E a defensora pública de SP Fernanda Maria de Lucena, ao refutar o argumento de laicidade do Estado, mencinou que a própria CF "prevê expressamente exemplos em que as organizações eclesiásticas colaboram com o Estado em suas funções públicas".
Por fim, falou o advogado Fernando Lottenberg, da Confederação Israelita, anotando que os judeus também têm como descanso o período compreendido entre o pôr do sol da sexta-feira e o sábado.
PGR
O procurador-Geral da República Augusto Aras iniciou a sustentação afirmando que a religião constitui direito fundamental "que diz respeito a um dos aspectos mais íntimos da vida das pessoas" e, em regra, a alteração do dia da realização de prova de um concurso público para atender fiéis de determinada crença religiosa não se concilia com a isonomia.
Para Augusto Aras, o "reconhecimento de que o direito fundamental da liberdade de crença religiosa por si só não obriga o Estado a realiza etapa de concurso público em dias distintos. A comissão de concurso pode adotar esta prática quando as circunstâncias do caso concreto indicarem que a realização de data e horários distintos para o exame por motivos de crença religiosa não configurar violação à laicidade, isonomia e impessoalidade, a exemplo, no particular, da prova de aptidão física".

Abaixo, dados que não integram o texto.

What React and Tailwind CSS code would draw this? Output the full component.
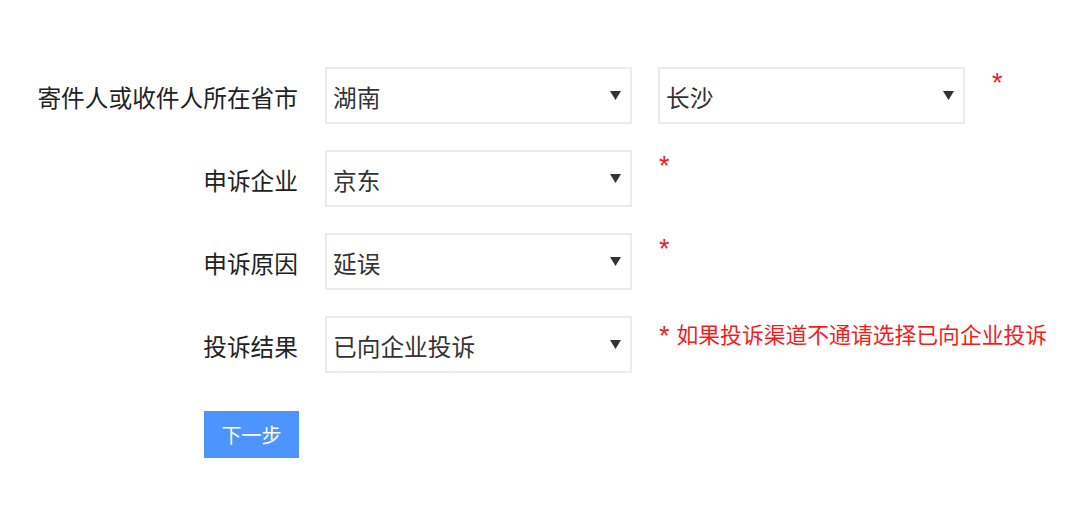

As teses propostas pelo PGR foram:
1 A objeção de consciência por motivos religiosos previamente apresentados e devidamente fundamentada pelo professante é justificativa para gerar dever da Administração de disponibilizar, dentro dos critérios de adaptação razoável, obrigação alternativa para servidores públicos em estágio probatório cumprirem seus deveres funcionais em observância ao dever de neutralidade religiosa do Estado e afim de evitar impacto desproporcional sobre determinado grupo religioso nas obrigações atinentes aos servidores públicos.
2 A impossibilidade de adaptação razoável após requerimento do solicitante deve ser objetivamente fundamentada pelo gestor público dentro de procedimento administrativo regular.